Было ясно, что мы подошли к очень сложным вопросам, ответы на которые не однозначны. Размышления Айвазяна на эту тему только подтвердили известную истину о том, что путь к выражению общечеловеческого лежит через национальное. Естественно, одним из эталонов в системе отсчета должен был стать эпос. Стремление построить свой национальный Дом, но и отклоненность от усредненного стереотипа, прорыв из скучной клетки человеческого прозябания, если угодно, романтическое безумствование — все это громко или тихо, но всегда заявляет о себе в армянской субстанции, а следовательно, и в мире его героев.

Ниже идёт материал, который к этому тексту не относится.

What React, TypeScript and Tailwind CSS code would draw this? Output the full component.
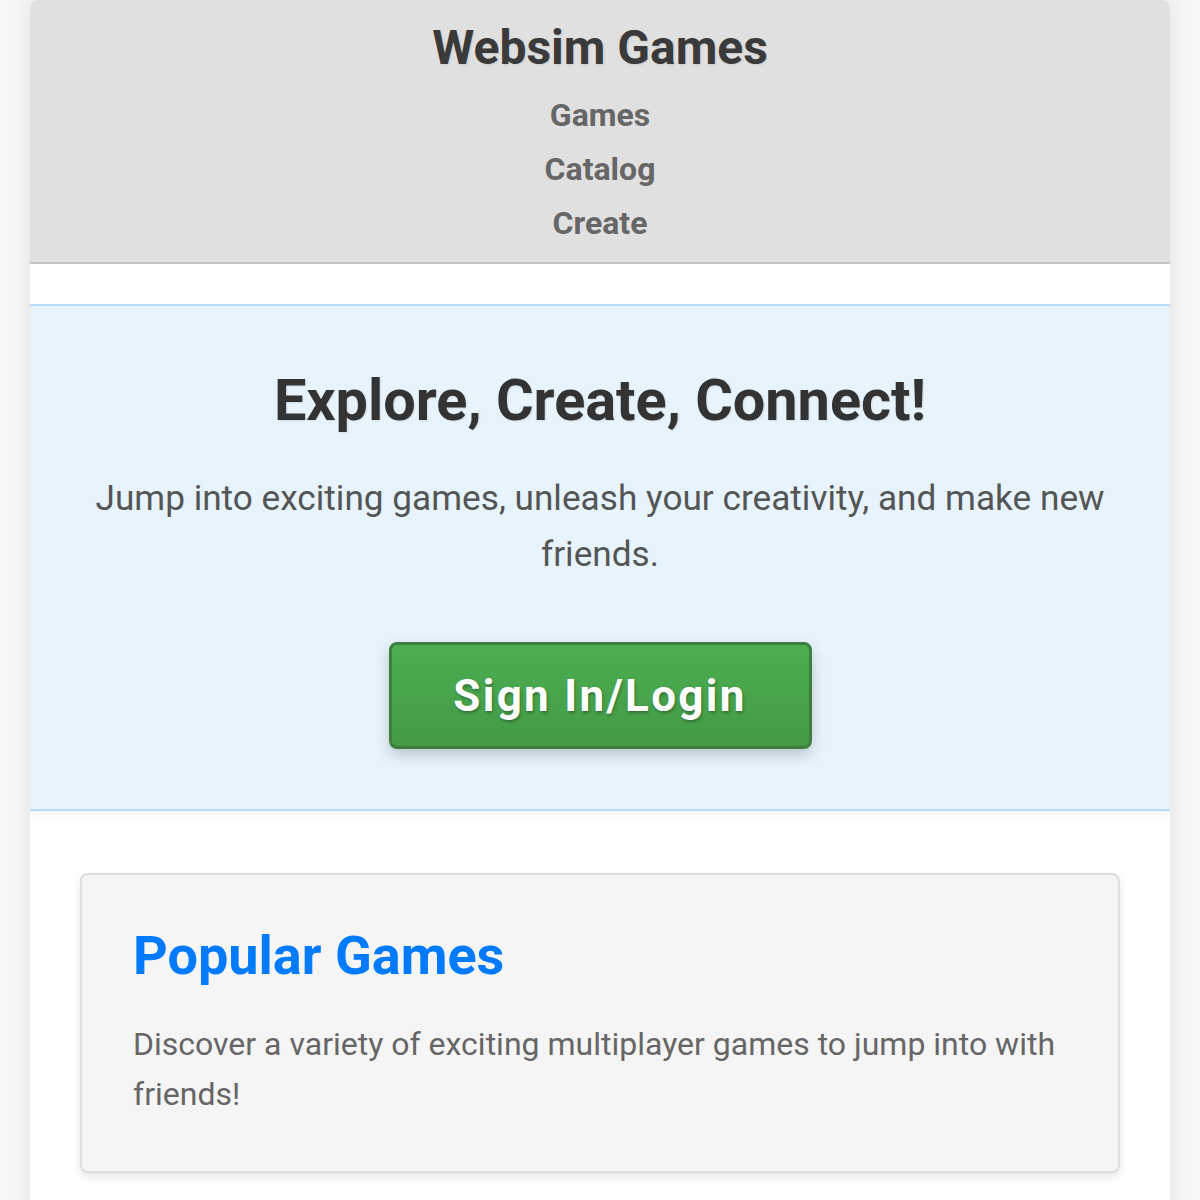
export default function App() {
  const links = ['Games', 'Catalog', 'Create'];

  return (
    <div className="min-h-screen bg-[#f7f7f7] font-['Roboto',sans-serif]">
      <div className="mx-auto w-[1140px] overflow-hidden rounded-t-lg bg-white shadow-[0_0_20px_rgba(0,0,0,0.1)] pb-10">
        <header className="border-b-2 border-[#c4c4c4] bg-[#e0e0e0] pt-[18px] pb-[12px] text-center">
          <h1 className="text-[48px] font-bold leading-[60px] text-[#3a3a3a] [text-shadow:1px_1px_2px_rgba(0,0,0,0.1)]">
            Websim Games
          </h1>
          <nav className="mt-[10px] flex flex-col items-center">
            {links.map((l) => (
              <a key={l} href="#" className="text-[32px] font-bold leading-[54px] text-[#666]">
                {l}
              </a>
            ))}
          </nav>
        </header>

        <section className="mt-10 border-y-2 border-[#b8dcf7] bg-[#e8f4fd] px-16 pt-[60px] pb-[60px] text-center shadow-[0_4px_8px_rgba(0,0,0,0.05)]">
          <h2 className="text-[57.6px] font-bold leading-[70px] text-[#333] [text-shadow:1px_1px_2px_rgba(0,0,0,0.1)]">
            Explore, Create, Connect!
          </h2>
          <p className="mt-[34px] text-[35.2px] leading-[56px] text-[#555]">
            Jump into exciting games, unleash your creativity, and make new friends.
          </p>
          <button className="mt-[60px] h-[107px] w-[423px] rounded-lg border-[3px] border-[#3d7d3f] bg-gradient-to-b from-[#4caf50] to-[#439a47] text-[44px] font-bold tracking-[2.3px] text-white shadow-[0_6px_14px_rgba(0,0,0,0.2)] [text-shadow:1px_2px_3px_rgba(0,0,0,0.3)]">
            Sign In/Login
          </button>
        </section>

        <div className="px-[50px] pt-[62px]">
          <div className="rounded-lg border-2 border-[#dedede] bg-[#f5f5f5] px-[51px] pt-[46px] pb-[52px] shadow-[0_4px_8px_rgba(0,0,0,0.1)]">
            <h3 className="text-[54px] font-bold leading-[70px] text-[#007bff]">Popular Games</h3>
            <p className="mt-[28px] text-[32px] leading-[50px] text-[#666]">
              Discover a variety of exciting multiplayer games to jump into with friends!
            </p>
          </div>
        </div>
      </div>
    </div>
  );
}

Так считает Агаси Айвазян. И потому наряду с неистребимым желанием осесть на земле, укрепить свой домашний очаг у армянина есть и столь же неодолимая потребность в перемене мест. И потому он строит свою столицу в Грузии, осваивает американский материк и, всегда оставаясь армянином, становится гражданином мира. "И это правильно", — считает Айвазян, а я чувствую, что отнюдь не разделяю этой его уверенности. Он приводит пример Вильяма Сарояна. Пишет на английском и считается многими американским писателем, и тем не менее именно в нем живет душа сасунских "безумцев". "Это трудно разложить по полочкам, — добавляет Айвазян, — как, впрочем, и вообще все, что относится к предмету жизни в искусстве. Но это так — он насквозь армянский писатель по своему мышлению и мироощущению".
С этим утверждением трудно спорить, особенно армянам, которые чувствуют свое армянство душой, подсознанием, шестым чувством. А мне и не хочется спорить, а лишь понять уже совершенно другое: насколько сидящий передо мной человек, мечтатель из Чугурети, соответствует тому представлению о нем, какое дают его книги. Вопрос непраздный сейчас, когда нам так нужны серьезные аргументы в пользу нашего будущего — не только умные и добрые книги, но и умные, и добрые их создатели, которые имеют свою позицию, не лукавят, творя свое Слово.